→ EXERCISE REQUIREMENTS:
State the count of lines below in which the word "that" appears, and add nothing.

→ SUPPLIED MATERIAL:
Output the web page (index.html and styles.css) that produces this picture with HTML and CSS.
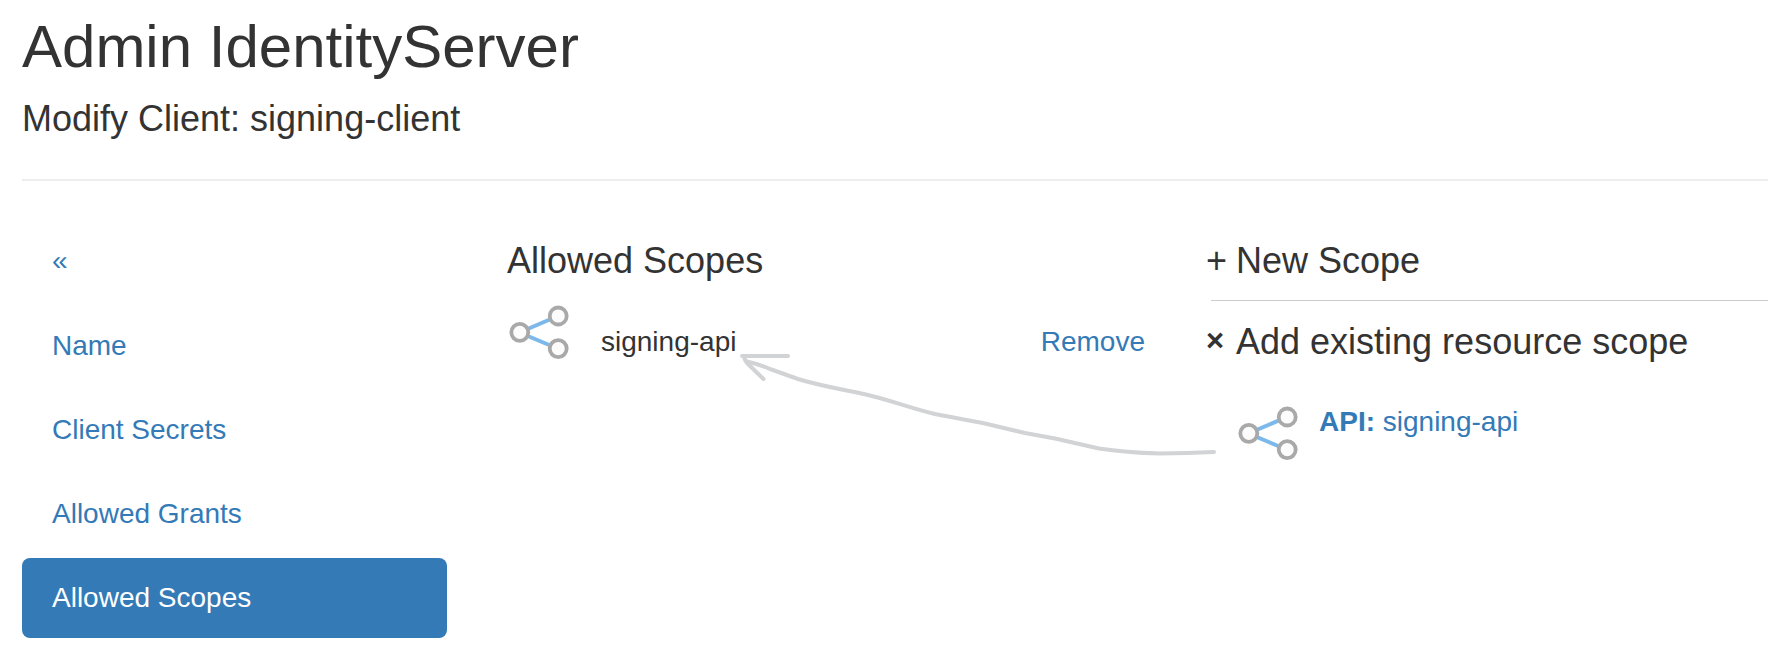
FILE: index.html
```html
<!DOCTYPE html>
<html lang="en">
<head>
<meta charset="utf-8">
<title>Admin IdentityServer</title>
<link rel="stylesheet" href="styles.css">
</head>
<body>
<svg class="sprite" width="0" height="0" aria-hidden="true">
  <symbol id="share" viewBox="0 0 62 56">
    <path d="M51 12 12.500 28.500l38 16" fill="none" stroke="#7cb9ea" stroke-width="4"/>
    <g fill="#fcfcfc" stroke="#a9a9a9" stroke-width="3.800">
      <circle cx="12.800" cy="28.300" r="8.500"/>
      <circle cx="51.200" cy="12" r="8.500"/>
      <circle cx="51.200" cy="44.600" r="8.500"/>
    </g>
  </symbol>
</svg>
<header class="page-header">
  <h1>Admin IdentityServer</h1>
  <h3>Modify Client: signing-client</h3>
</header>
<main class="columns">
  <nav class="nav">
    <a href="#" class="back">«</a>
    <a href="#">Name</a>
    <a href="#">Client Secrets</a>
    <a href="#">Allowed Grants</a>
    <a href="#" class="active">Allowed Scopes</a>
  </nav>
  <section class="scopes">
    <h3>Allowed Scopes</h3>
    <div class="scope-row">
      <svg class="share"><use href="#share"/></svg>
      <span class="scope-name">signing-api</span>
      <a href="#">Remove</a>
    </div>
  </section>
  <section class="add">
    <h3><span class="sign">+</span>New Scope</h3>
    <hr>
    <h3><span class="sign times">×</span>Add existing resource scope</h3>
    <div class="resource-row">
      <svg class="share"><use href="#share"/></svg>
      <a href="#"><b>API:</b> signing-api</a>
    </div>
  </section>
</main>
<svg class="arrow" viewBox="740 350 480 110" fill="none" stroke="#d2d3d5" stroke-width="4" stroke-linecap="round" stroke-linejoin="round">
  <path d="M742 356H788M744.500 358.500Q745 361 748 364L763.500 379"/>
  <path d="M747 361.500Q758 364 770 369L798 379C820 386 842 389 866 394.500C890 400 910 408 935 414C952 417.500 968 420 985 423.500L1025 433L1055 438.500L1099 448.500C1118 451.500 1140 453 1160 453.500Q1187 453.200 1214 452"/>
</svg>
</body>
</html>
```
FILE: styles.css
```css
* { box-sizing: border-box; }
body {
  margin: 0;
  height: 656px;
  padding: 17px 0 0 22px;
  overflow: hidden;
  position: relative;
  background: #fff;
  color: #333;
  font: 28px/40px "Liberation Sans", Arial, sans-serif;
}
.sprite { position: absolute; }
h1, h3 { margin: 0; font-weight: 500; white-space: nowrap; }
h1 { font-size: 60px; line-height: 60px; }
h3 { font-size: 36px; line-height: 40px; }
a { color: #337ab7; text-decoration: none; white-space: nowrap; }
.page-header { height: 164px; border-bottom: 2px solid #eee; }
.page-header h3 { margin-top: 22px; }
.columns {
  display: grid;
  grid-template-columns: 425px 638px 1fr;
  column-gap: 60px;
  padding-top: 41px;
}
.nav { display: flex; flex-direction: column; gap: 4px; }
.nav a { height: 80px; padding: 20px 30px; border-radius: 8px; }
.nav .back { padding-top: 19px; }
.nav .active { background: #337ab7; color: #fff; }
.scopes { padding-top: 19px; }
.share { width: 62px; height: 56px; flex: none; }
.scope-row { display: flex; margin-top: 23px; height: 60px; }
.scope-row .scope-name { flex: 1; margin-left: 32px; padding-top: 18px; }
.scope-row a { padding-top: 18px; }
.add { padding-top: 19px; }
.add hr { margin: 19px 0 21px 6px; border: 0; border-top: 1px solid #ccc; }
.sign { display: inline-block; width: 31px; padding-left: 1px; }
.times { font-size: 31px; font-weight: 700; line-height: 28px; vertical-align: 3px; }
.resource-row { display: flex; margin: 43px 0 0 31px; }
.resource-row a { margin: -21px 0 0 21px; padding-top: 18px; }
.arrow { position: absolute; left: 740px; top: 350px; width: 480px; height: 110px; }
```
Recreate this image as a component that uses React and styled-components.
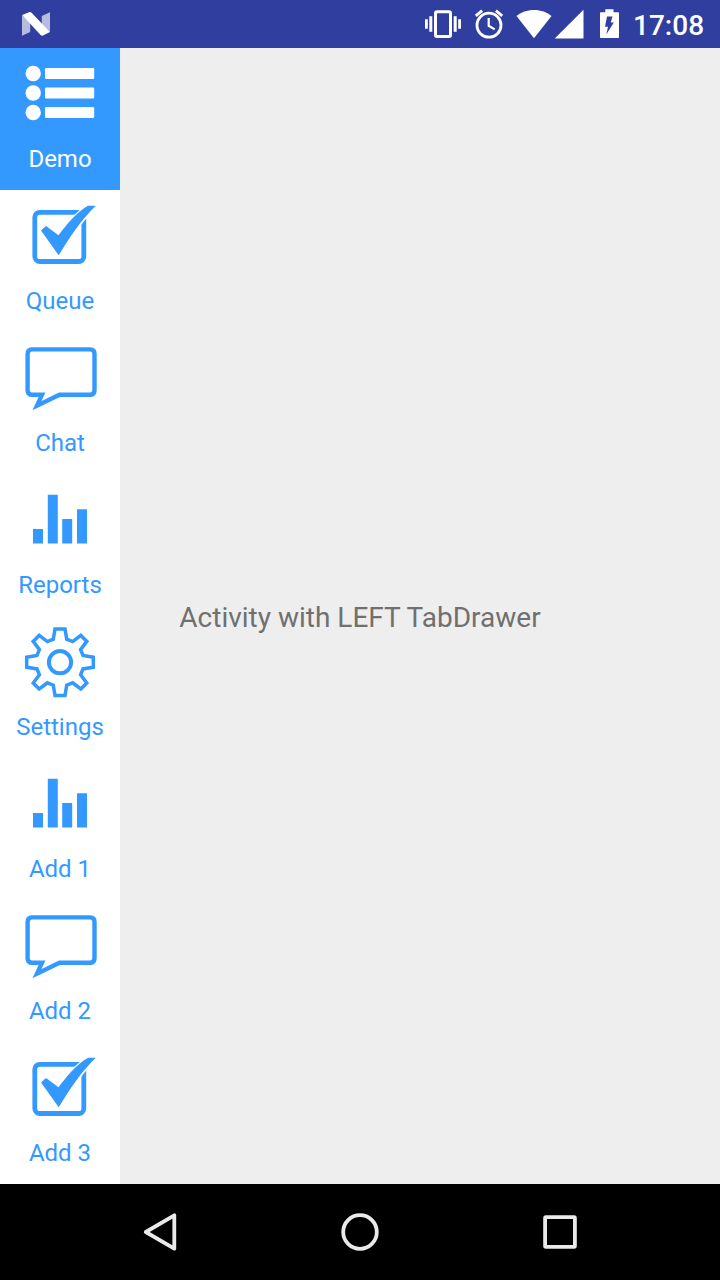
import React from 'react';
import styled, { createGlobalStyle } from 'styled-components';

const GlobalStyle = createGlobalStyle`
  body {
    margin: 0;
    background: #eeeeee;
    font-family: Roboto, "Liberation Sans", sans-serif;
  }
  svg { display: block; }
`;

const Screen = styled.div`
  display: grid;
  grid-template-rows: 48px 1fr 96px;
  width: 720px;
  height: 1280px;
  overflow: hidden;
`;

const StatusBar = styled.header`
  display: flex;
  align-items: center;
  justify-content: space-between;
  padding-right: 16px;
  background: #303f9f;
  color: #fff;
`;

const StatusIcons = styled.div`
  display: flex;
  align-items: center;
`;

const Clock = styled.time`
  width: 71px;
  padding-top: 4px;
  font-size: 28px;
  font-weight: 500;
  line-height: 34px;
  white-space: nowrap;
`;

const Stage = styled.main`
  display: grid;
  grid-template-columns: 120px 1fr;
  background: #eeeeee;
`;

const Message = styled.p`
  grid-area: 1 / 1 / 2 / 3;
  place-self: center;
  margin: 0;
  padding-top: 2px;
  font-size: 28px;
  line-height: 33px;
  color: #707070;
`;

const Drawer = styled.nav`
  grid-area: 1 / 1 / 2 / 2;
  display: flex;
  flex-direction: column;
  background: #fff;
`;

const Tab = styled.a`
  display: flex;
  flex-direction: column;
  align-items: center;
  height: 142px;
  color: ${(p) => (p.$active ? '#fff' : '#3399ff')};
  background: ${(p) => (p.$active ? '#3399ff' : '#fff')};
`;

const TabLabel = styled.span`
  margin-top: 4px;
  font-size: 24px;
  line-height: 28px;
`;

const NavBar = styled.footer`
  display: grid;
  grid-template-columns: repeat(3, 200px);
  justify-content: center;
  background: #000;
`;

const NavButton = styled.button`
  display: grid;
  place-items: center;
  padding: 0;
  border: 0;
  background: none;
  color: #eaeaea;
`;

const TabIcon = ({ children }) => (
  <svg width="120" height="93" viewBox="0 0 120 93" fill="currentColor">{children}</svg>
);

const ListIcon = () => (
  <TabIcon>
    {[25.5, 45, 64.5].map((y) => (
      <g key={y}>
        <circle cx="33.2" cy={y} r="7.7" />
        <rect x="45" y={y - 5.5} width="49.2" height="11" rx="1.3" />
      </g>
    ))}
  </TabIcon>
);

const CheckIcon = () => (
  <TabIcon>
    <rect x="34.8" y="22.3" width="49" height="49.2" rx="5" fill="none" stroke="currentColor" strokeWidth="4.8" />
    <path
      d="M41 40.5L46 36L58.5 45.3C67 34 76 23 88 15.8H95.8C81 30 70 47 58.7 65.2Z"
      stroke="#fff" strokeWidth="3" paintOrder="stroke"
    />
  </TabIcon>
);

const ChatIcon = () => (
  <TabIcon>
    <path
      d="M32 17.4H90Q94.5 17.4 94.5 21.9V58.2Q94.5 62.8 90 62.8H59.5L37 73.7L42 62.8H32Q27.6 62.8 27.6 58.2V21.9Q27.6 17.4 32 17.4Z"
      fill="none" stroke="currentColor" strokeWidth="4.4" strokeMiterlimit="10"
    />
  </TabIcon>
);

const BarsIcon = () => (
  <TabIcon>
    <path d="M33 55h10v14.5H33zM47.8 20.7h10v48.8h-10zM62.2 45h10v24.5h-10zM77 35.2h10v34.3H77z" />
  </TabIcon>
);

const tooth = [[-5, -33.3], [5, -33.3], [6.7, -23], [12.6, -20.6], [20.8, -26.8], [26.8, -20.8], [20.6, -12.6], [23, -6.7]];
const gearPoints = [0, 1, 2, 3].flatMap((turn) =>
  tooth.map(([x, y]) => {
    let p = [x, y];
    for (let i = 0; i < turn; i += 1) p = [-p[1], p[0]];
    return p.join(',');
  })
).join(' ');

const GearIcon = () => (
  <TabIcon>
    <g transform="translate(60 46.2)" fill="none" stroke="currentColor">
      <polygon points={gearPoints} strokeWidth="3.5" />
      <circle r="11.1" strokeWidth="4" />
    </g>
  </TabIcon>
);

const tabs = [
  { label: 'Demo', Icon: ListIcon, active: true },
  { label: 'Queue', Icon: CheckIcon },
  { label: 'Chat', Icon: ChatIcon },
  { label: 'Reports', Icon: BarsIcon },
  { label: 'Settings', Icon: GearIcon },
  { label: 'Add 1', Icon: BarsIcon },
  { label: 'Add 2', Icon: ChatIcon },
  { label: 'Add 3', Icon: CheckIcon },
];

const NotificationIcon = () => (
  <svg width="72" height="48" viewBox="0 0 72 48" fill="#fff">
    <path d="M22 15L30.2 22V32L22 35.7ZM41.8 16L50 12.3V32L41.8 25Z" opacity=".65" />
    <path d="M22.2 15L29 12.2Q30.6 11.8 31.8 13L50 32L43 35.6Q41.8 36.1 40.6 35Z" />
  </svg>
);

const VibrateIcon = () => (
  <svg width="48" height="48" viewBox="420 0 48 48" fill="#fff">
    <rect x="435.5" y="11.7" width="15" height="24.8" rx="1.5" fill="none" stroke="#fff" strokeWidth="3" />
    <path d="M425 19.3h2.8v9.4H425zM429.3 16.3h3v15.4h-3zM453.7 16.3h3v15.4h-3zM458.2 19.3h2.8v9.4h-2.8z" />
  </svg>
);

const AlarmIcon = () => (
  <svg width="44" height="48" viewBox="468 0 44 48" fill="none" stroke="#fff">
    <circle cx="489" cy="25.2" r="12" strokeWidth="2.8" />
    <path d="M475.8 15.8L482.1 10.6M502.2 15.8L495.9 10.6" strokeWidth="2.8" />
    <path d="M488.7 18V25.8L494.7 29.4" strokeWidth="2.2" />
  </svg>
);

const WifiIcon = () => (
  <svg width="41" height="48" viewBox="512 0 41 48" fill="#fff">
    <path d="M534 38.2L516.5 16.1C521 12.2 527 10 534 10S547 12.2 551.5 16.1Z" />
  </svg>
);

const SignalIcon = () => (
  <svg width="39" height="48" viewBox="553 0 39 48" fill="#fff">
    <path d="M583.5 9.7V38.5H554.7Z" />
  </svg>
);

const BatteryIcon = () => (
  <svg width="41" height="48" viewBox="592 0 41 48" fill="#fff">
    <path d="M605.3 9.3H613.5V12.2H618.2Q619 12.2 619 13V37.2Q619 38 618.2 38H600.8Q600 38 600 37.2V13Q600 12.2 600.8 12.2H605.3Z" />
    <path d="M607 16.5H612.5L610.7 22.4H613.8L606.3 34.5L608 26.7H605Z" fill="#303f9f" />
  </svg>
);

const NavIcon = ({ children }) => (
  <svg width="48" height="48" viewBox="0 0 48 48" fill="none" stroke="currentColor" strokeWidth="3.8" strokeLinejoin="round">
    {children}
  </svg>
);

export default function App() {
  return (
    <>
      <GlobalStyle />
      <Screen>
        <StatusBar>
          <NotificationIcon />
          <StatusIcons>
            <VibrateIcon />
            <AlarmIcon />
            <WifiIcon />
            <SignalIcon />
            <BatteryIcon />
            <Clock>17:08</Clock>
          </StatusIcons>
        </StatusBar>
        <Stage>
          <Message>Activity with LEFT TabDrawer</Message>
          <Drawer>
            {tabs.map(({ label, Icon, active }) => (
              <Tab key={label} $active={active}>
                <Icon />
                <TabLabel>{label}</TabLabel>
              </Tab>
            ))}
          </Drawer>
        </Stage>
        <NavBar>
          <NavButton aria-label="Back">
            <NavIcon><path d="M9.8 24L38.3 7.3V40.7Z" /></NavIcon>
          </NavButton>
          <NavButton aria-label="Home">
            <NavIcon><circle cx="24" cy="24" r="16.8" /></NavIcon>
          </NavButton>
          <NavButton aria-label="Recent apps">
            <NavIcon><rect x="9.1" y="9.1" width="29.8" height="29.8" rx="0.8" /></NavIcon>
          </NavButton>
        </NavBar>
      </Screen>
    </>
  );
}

→ SOLUTION:
2